Даже если мастер несколько преувеличил востребованность своих сочинений, готовность во всеуслышание заявить о ней подтверждает уверенность Лупи в своем положении.
Социальные границы аудитории, для которой работали танцмейстеры, определить непросто. Среди перечисленных Негри лучших танцоров Милана – кавалеры и дамы семей Висконти, Борджиа, Сфорца, Гонзага, Мендоза, Колонна. Почти каждый из танцев, описанный в рассматриваемых нами сочинениях, был посвящен авторами той или иной знатной даме. В соответствии с традициями того времени личное знакомство сочинителя с упоминаемыми в посвящениях персонами не подразумевалось, хотя во многих случаях его можно предположить. Среди них – Орсини, Медичи, д’Эстэ. Однако в тех же списках и посвящениях упоминаются малоизвестные и вовсе не известные фамилии (список танцоров у Негри завершается перечислением умелых в танцах «достойных горожанок» (Negri 1602: I.30)). Статус выбранной для посвящения фигуры чаще всего никак не коррелирует с качеством хореографического текста, и их сочетание выглядит более или менее случайным. Можно предположить, что в эпоху позднего чинквиченто вкусы первых семей Италии и репертуар обычных для них танцев не сильно отличались от хореографических привычек мелкого дворянства. В таком случае подтверждением разницы в социальном положении действительно оставались бы только качество исполнения и сложность известных танцору вариаций, что вполне совпадает с идеологией светского танца в том виде, в котором она была сформулирована в XV веке.
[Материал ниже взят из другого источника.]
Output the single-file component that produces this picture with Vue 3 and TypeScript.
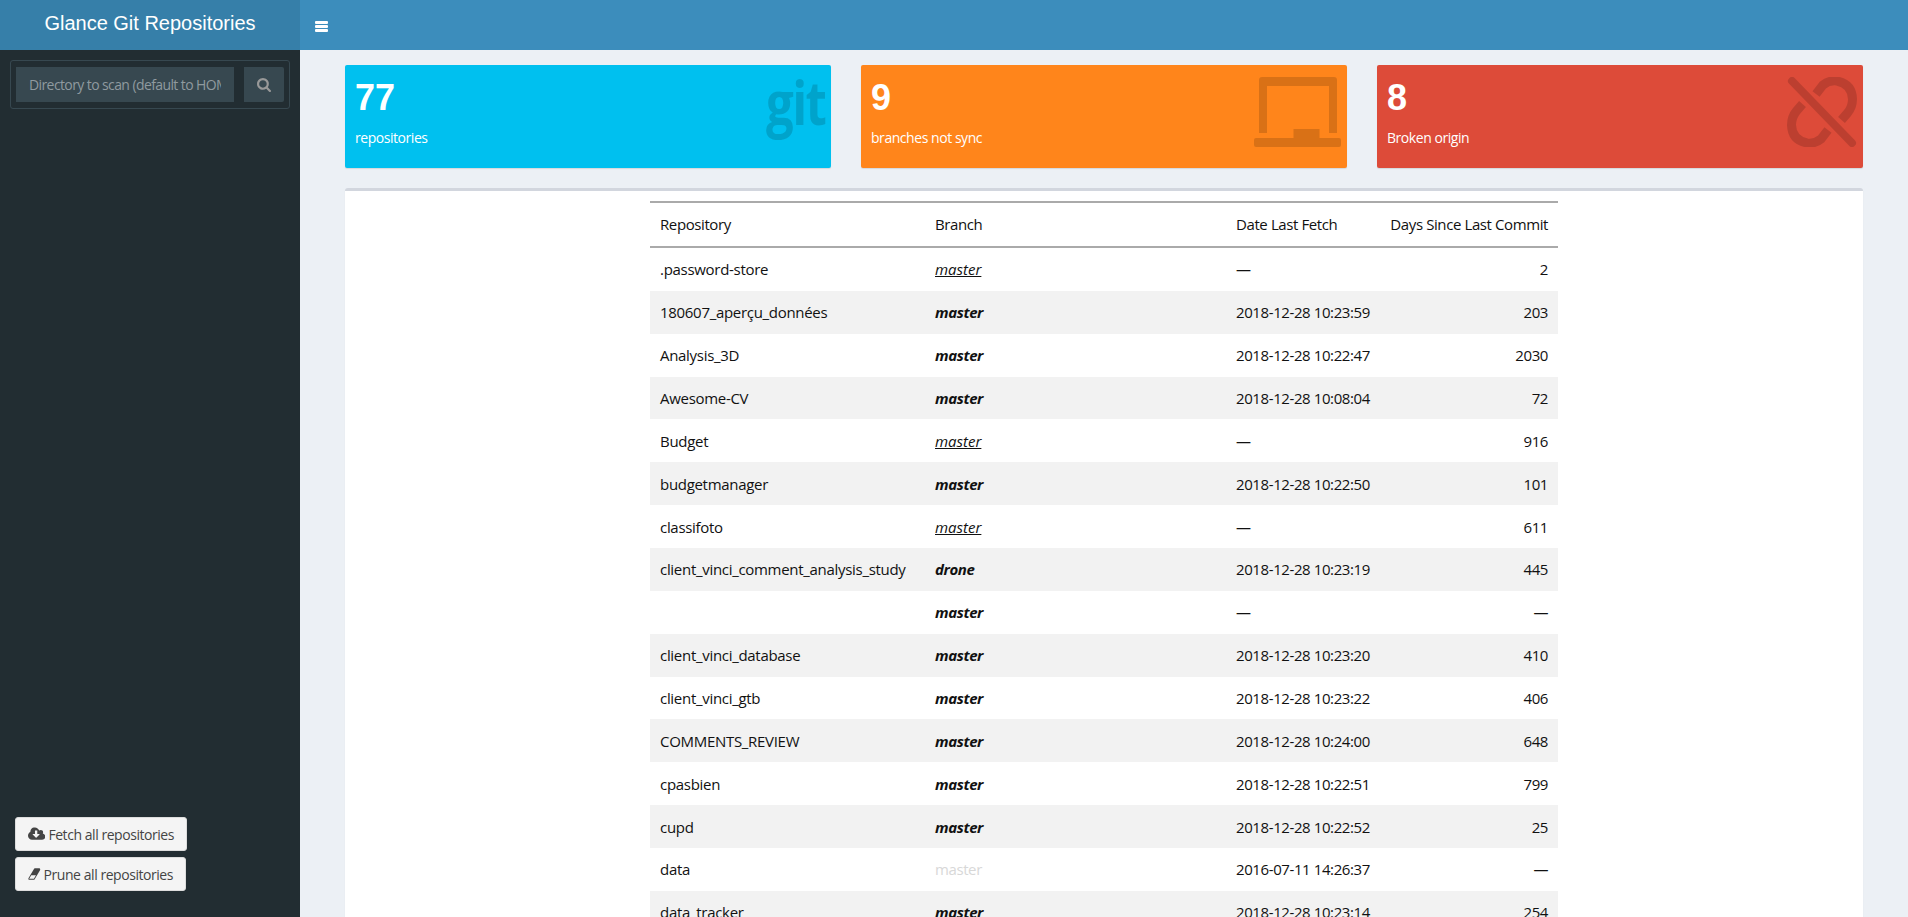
<template>
  <div class="app">
    <aside class="sidebar">
      <div class="logo">Glance Git Repositories</div>
      <form class="search" @submit.prevent>
        <input class="search-input" type="text" placeholder="Directory to scan (default to HOME)" />
        <button class="search-btn" type="button" aria-label="Search">
          <svg viewBox="0 0 1664 1664" width="14" height="14" fill="currentColor"><path d="M1152 704q0-185-131.500-316.500T704 256 387.500 387.500 256 704t131.500 316.500T704 1152t316.500-131.500T1152 704zm512 832q0 52-38 90t-90 38q-54 0-90-38l-343-342q-179 124-399 124-143 0-273.500-55.500t-225-150-150-225T0 704t55.500-273.500 150-225 225-150T704 0t273.500 55.500 225 150 150 225T1408 704q0 220-124 399l343 343q37 37 37 90z"/></svg>
        </button>
      </form>
      <div class="actions">
        <button class="action-btn fetch" type="button">
          <svg viewBox="0 0 1920 1408" width="18" height="14" fill="currentColor"><path d="M1280 736q0-14-9-23t-23-9h-224V352q0-13-9.500-22.500T992 320H800q-13 0-22.500 9.500T768 352v352H544q-14 0-23 9t-9 23q0 14 9 23l352 352q9 9 23 9t23-9l351-351q10-12 10-24zm640 224q0 159-112.500 271.500T1536 1344H448q-185 0-316.500-131.500T0 896q0-130 70-240t188-165q-2-30-2-43 0-212 150-362T768 0q156 0 285.500 87T1242 318q71-62 166-62 106 0 181 75t75 181q0 76-41 138 130 31 213.500 135.500T1920 960z"/></svg>
          Fetch all repositories
        </button>
        <button class="action-btn" type="button">
          <svg viewBox="0 230 2048 1320" width="15" height="12" preserveAspectRatio="none" fill="currentColor"><path d="M960 1408l336-384H528l-336 384h768zm1013-1077q15 34 9.500 71.500T1952 465L1056 1489q-38 44-96 44H192q-38 0-69.500-20.500T75 1458q-15-34-9.500-71.500T96 1324L992 300q38-44 96-44h768q38 0 69.500 20.500T1973 331z"/></svg>
          Prune all repositories
        </button>
      </div>
    </aside>

    <div class="main">
      <header class="topbar">
        <span class="toggle" aria-label="Toggle navigation"><i></i><i></i><i></i></span>
      </header>
      <div class="content">
        <div class="stats">
          <div class="stat blue">
            <div class="stat-value">77</div>
            <p>repositories</p>
            <span class="stat-git">git</span>
          </div>
          <div class="stat orange">
            <div class="stat-value">9</div>
            <p>branches not sync</p>
            <svg class="stat-icon" viewBox="0 0 87 70" width="87" height="70" fill="rgba(0,0,0,0.15)">
              <path d="M5 3q0-3 3-3h72q3 0 3 3v53h-8V9H13v47H5z" />
              <path d="M0 63q0-2 2-2h37.500v-9h26v9H85q2 0 2 2v5q0 2-2 2H2q-2 0-2-2z" />
            </svg>
          </div>
          <div class="stat red">
            <div class="stat-value">8</div>
            <p>Broken origin</p>
            <svg class="stat-icon" viewBox="0 0 70 70" width="70" height="70" fill="none" stroke="rgba(0,0,0,0.15)" stroke-width="9">
              <path d="M5 4l60 62" stroke-width="8" stroke-linecap="round" />
              <path d="M29 17l7-9q6-5 14-4 15 3 15.500 18 0 8-5 14l-6 7" />
              <path d="M41 53l-7 9q-6 5-14 4Q5 63 4.500 48q0-8 5-14l6-7" />
            </svg>
          </div>
        </div>

        <section class="box">
          <table class="repos">
            <thead>
              <tr>
                <th class="col-repo">Repository</th>
                <th class="col-branch">Branch</th>
                <th class="col-date">Date Last Fetch</th>
                <th class="col-days">Days Since Last Commit</th>
              </tr>
            </thead>
            <tbody>
              <tr v-for="(row, index) in rows" :key="index">
                <td class="repo-name">{{ row.repo }}</td>
                <td :class="`branch-${row.kind}`">{{ row.branch }}</td>
                <td>{{ row.date }}</td>
                <td class="num">{{ row.days }}</td>
              </tr>
            </tbody>
          </table>
        </section>
      </div>
    </div>
  </div>
</template>

<script setup lang="ts">
type Row = {
  repo: string;
  branch: string;
  kind: 'local' | 'synced' | 'stale';
  date: string;
  days: string;
};

const row = (repo: string, days: string, time = '', kind: Row['kind'] = 'synced', branch = 'master'): Row => ({
  repo,
  branch,
  kind,
  date: time ? `2018-12-28 ${time}` : '—',
  days,
});

const rows: Row[] = [
  row('.password-store', '2', '', 'local'),
  row('180607_aperçu_données', '203', '10:23:59'),
  row('Analysis_3D', '2030', '10:22:47'),
  row('Awesome-CV', '72', '10:08:04'),
  row('Budget', '916', '', 'local'),
  row('budgetmanager', '101', '10:22:50'),
  row('classifoto', '611', '', 'local'),
  row('client_vinci_comment_analysis_study', '445', '10:23:19', 'synced', 'drone'),
  row('', '—'),
  row('client_vinci_database', '410', '10:23:20'),
  row('client_vinci_gtb', '406', '10:23:22'),
  row('COMMENTS_REVIEW', '648', '10:24:00'),
  row('cpasbien', '799', '10:22:51'),
  row('cupd', '25', '10:22:52'),
  { repo: 'data', branch: 'master', kind: 'stale', date: '2016-07-11 14:26:37', days: '—' },
  row('data_tracker', '254', '10:23:14'),
];
</script>

<style>
html,
body {
  height: 100%;
  overflow: hidden;
}
</style>

<style scoped>
.app {
  display: flex;
  height: 100vh;
  overflow: hidden;
  background: #ecf0f5;
  color: #111;
  font-family: "Open Sans", "Noto Sans", sans-serif;
  font-size: 14px;
  letter-spacing: -0.45px;
}

.sidebar {
  flex: 0 0 300px;
  display: flex;
  flex-direction: column;
  background: #222d32;
}

.logo {
  height: 50px;
  line-height: 47px;
  background: #367fa9;
  color: #fff;
  font-family: "Liberation Sans", Arial, sans-serif;
  font-size: 20px;
  letter-spacing: 0;
  text-align: center;
}

.search {
  display: flex;
  gap: 10px;
  align-items: center;
  margin: 10px 10px 0;
  padding: 5px;
  height: 49px;
  box-sizing: border-box;
  border: 1px solid #374850;
  border-radius: 3px;
}

.search-input {
  width: 218px;
  height: 35px;
  box-sizing: border-box;
  padding: 6px 13px;
  border: 0;
  background: #374850;
  color: #fff;
  font: inherit;
  letter-spacing: -0.6px;
}

.search-input::placeholder {
  color: #8f9a9f;
}

.search-btn {
  display: flex;
  align-items: center;
  justify-content: center;
  width: 40px;
  height: 35px;
  padding: 0;
  border: 0;
  border-radius: 0 2px 2px 0;
  background: #374850;
  color: #999;
}

.actions {
  display: flex;
  flex-direction: column;
  align-items: flex-start;
  gap: 6px;
  margin-top: auto;
  padding: 0 0 26px 15px;
}

.action-btn {
  display: flex;
  align-items: center;
  gap: 3px;
  height: 34px;
  width: 171px;
  box-sizing: border-box;
  padding: 0 12px;
  border: 1px solid #ddd;
  border-radius: 3px;
  background: #f4f4f4;
  color: #444;
  font: inherit;
  letter-spacing: inherit;
  white-space: nowrap;
}

.action-btn.fetch {
  width: 172px;
}

.main {
  flex: 1;
  min-width: 0;
  display: flex;
  flex-direction: column;
}

.topbar {
  flex: 0 0 50px;
  background: #3c8dbc;
}

.toggle {
  display: inline-flex;
  flex-direction: column;
  gap: 1px;
  margin: 21px 0 0 15px;
  width: 13px;
}

.toggle i {
  display: block;
  height: 3px;
  background: #fff;
  border-radius: 1px;
}

.content {
  padding: 15px 45px 0;
}

.stats {
  display: grid;
  grid-template-columns: repeat(3, 486px);
  gap: 30px;
}

.stat {
  position: relative;
  height: 103px;
  box-sizing: border-box;
  padding: 10px;
  border-radius: 2px;
  box-shadow: 0 1px 1px rgba(0, 0, 0, 0.1);
  color: #fff;
}

.stat p {
  margin: 0;
  padding-top: 7px;
  line-height: 20px;
}

.stat-value {
  font-family: "Liberation Sans", Arial, sans-serif;
  font-size: 36px;
  font-weight: 700;
  letter-spacing: 0;
  line-height: 46px;
}

.blue {
  background: #00c0ef;
}

.orange {
  background: #ff851b;
}

.red {
  background: #dd4b39;
}

.stat-icon {
  position: absolute;
  top: 12px;
  right: 6px;
}

.stat-git {
  position: absolute;
  top: -3px;
  right: 6px;
  color: rgba(0, 0, 0, 0.15);
  font-family: "Open Sans", sans-serif;
  font-size: 60px;
  font-weight: 700;
  letter-spacing: -2px;
  line-height: 80px;
  transform: scaleX(0.82);
  transform-origin: right center;
}

.box {
  margin-top: 20px;
  height: 800px;
  border-top: 3px solid #d2d6de;
  border-radius: 3px;
  background: #fff;
  box-shadow: 0 1px 1px rgba(0, 0, 0, 0.1);
}

.repos {
  width: 908px;
  margin: 10px auto 0;
  table-layout: fixed;
  border-collapse: separate;
  border-spacing: 0;
  font-size: 15px;
  letter-spacing: -0.4px;
}

.repos th,
.repos td {
  box-sizing: border-box;
  height: 42.86px;
  padding: 0 10px;
  font-weight: 400;
  text-align: left;
  white-space: nowrap;
}

.repos thead th {
  height: 47px;
  padding-bottom: 2px;
  border-top: 2px solid #aaa;
  border-bottom: 2px solid #aaa;
}

.col-repo {
  width: 275px;
}

.col-branch {
  width: 301px;
}

.col-date {
  width: 150px;
}

.repos .repo-name {
  letter-spacing: -0.3px;
}

.repos .col-days,
.repos .num {
  text-align: right;
}

.repos tbody tr:nth-child(even) {
  background: #f2f2f2;
}

.repos td.branch-synced {
  font-style: italic;
  font-weight: 700;
}

.repos td.branch-local {
  font-style: italic;
  letter-spacing: 0;
  text-decoration: underline;
}

.repos td.branch-stale {
  color: #d8d8d8;
}
</style>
В описаниях танцев также отсутствуют упоминания о какой-либо социальной стратификации. Среди рассуждений Карозо о правилах поведения на публичных торжествах присутствуют замечания о том, «в какой манере даме следует приветствовать принцессу и прочих дам на балу» (Caroso 1600: 76), «что следует делать, посещая свадьбу, и как себя вести во время визита к невесте» (Ibid.: 80), каким должно быть «поведение невесты, которая удостоилась визита принцессы на свою свадьбу» (Ibid.: 81) и что делать, если «принцесса желает удалиться до того, как праздник закончился» (Ibid.). Во всех перечисленных случаях социальные ритуалы подразумевали разное отношение присутствующих друг к другу в зависимости от их положения и роли.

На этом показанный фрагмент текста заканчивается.